SdeM: According to the UN not according to others, we have indicated that it is the safest, the fastest, the most effective road to get to eastern Aleppo.

JE: And the second element is to have simultaneous distributions with humanitarian response to needs done in western Aleppo where needs have also increased dramatically of late, simultaneously. That will be led cross-line mostly from Damascus side and with supplies that we have now been able to pre-position in western Aleppo.

The third element of this very important plan to use the 48 hour pause for would be to have a cross-line repair of the electricity plant which is stationed in the disputed southern part of Aleppo.
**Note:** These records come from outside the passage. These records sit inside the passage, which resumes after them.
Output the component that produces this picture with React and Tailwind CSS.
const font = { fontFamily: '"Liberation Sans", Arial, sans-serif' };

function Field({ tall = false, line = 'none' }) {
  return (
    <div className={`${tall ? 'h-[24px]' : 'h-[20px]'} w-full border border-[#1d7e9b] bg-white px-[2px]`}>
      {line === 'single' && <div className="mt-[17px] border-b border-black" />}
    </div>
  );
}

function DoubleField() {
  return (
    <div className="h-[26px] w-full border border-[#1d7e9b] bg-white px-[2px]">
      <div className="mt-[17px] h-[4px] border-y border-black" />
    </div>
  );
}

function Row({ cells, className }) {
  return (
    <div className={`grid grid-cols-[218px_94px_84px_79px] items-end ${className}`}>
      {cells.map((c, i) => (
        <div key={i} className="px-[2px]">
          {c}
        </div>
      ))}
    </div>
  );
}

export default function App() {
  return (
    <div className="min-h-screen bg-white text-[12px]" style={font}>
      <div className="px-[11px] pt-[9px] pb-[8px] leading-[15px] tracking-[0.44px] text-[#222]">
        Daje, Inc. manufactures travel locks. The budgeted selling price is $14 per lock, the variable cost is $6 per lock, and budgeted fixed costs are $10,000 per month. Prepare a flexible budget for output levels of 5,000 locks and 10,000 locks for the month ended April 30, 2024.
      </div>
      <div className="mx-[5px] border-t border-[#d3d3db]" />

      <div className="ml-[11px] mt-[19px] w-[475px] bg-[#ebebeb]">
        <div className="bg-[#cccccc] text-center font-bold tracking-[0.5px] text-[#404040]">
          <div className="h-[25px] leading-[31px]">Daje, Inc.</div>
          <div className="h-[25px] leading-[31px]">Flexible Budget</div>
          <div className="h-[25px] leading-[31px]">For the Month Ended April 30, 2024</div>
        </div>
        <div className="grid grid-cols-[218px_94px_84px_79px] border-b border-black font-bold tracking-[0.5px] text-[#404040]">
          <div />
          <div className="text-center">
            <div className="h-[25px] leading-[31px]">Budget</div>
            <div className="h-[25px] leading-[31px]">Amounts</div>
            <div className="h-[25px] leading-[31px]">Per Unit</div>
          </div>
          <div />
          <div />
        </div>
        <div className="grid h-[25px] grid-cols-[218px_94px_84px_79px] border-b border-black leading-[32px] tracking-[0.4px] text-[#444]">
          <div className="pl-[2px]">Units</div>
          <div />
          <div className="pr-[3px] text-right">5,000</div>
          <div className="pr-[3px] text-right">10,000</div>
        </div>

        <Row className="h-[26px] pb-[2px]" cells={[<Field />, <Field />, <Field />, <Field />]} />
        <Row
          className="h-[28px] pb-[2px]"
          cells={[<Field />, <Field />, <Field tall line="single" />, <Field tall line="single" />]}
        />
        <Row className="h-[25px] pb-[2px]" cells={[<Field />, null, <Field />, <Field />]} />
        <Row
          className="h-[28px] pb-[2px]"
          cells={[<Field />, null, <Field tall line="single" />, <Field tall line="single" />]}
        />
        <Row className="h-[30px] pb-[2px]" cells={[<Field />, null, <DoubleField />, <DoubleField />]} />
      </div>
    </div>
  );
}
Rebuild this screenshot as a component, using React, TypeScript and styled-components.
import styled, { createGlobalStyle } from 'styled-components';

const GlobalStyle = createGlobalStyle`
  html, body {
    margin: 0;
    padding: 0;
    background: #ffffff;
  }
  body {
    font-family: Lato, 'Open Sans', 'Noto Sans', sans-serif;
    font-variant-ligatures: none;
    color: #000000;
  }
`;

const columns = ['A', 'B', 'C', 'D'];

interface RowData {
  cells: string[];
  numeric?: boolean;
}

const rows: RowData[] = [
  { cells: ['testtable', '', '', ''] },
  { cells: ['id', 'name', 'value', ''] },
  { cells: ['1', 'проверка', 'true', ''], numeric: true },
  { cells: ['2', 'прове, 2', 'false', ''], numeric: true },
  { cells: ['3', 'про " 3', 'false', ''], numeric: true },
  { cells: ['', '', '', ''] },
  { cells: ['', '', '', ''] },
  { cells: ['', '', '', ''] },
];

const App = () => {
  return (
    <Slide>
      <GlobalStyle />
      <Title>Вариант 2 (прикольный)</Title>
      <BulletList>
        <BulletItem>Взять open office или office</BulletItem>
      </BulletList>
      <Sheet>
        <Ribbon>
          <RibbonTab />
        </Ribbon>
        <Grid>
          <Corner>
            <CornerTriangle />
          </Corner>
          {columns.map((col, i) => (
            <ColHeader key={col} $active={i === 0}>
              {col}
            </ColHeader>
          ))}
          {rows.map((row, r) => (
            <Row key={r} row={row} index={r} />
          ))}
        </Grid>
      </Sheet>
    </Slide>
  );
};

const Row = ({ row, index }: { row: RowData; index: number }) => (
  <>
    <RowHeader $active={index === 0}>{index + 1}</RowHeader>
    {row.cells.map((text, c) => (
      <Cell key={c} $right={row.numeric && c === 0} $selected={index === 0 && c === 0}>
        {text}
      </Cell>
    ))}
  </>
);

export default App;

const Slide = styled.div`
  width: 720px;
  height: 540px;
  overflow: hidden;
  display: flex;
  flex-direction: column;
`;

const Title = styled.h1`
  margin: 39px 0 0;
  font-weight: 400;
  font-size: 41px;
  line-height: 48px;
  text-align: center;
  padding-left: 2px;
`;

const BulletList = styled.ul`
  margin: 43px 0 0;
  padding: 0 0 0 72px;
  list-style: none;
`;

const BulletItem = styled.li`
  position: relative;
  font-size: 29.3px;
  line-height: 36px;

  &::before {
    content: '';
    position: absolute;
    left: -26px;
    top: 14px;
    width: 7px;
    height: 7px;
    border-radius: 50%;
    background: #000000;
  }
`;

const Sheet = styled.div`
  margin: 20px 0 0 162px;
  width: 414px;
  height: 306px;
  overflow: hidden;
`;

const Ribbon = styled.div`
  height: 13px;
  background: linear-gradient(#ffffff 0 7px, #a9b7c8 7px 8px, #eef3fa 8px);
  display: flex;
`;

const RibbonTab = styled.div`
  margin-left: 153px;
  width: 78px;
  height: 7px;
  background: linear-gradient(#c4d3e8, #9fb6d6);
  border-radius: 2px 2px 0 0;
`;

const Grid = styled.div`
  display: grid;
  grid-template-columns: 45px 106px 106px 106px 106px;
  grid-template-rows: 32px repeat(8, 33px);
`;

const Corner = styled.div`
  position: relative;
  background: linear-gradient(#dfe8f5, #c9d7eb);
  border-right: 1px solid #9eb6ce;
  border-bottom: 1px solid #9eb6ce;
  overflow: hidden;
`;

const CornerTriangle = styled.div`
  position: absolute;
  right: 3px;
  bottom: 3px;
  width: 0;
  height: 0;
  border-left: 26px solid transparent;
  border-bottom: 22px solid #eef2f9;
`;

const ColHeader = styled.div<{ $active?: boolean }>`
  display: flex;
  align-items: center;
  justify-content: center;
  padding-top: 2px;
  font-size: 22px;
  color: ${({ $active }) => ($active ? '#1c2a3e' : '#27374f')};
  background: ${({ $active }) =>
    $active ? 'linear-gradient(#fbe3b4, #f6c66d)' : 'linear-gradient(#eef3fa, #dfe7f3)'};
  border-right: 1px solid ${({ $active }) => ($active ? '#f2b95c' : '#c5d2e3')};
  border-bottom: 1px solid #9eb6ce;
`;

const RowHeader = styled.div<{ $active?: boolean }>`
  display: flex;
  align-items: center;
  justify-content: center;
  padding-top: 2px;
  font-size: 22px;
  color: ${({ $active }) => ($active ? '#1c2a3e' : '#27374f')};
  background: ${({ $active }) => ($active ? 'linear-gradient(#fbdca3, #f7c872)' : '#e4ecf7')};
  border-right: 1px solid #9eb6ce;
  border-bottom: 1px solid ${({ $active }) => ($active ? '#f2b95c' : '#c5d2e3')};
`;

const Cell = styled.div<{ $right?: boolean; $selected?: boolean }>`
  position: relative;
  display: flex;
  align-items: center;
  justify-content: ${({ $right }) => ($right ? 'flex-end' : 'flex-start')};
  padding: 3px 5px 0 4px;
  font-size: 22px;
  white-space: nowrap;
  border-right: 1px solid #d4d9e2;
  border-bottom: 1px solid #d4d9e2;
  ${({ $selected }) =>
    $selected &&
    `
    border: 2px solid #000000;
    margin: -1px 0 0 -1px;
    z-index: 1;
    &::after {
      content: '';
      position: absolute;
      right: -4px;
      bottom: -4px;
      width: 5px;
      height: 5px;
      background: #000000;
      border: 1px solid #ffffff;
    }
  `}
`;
That electricity plant is serving 1.8 million people with the daily electricity needs and even more importantly the pumping stations pumping water to 1.8 million people in east and in west, they are united in this longing for water and this suffering without water.

So we have now everything ready, we have discussed how the trucks will be sealed, how they will be monitored, how we can guarantee that it is only humanitarian supplies going into this combat zones. We have the trucks, the supplies, everything ready. We can go on very short notice.

We have also agreement now from the Russian Federation of the 48 hour pause, we are also waiting it from the other actors on the ground. That has taken more time frankly than I thought was needed, I thought everybody would help us make it happen, we are hopeful that it will be a very short time until we can roll and we can help the long-suffering people of Aleppo.

In addition we did of course focus on all of the other areas of great need in Syria. It hasn't gotten better in Madaya and Darayya because it got worse in Aleppo. And we are sorry to say that the four towns have now been 116 days without any convoy with food and other supplies. The one glimmer of hope was that at long last there was an evacuation in the recent week of 40 children and others of great medical needs in Madaya, Fouah and Kafraya. But our appeal is to those who are behind the four towns agreement, including Iran and Ahrar al-Sham, help us come to these four towns with the relief that they need, starvation is just around the corner.

The only place we were able to reach this month of August with land convoys was al-Waer, that is getting its second convoy today, this month. We were able to reach Deir ez-Zor and Qamishli with air drops and air bridge respectively. But we failed the other besieged areas of Syria and it is heartbreaking really when we have all of the supplies ready.

SdeM: Thank you Jan.
Two points. The first point is that Yacoub is currently in an interview with Lyse Doucet of the BBC, and it is going on longer - that is why he could not be here with us, but I am sorry I am just telling you the truth. But you would find out anyway and I just learnt it, that's why he is not here.

Anyway I want to put on record, since we are now ending our press stakeout, on record how much we appreciated, all of us, and how much during the stakeout, not only this but many other meetings, the humanitarian taskforce expressed enormous appreciation and respect not only to Yacoub but to his remarkable team in the field. He has been there for three years so it was only normal that we should be doing that today, and also for the very difficult circumstances in which he has been working.

The second point, is something you will not like but I am being, I think on record with you, I have been quite generous in the past: there will be no questions. We will be stopping here, I am sorry, I know, because I told you, you will be able to have much more discussion with us once the John Kerry-Lavrov meeting takes place, point one. Point two, once we will have more information on what is the response of all the others to what is a readiness from the UN about the pause. Thank you.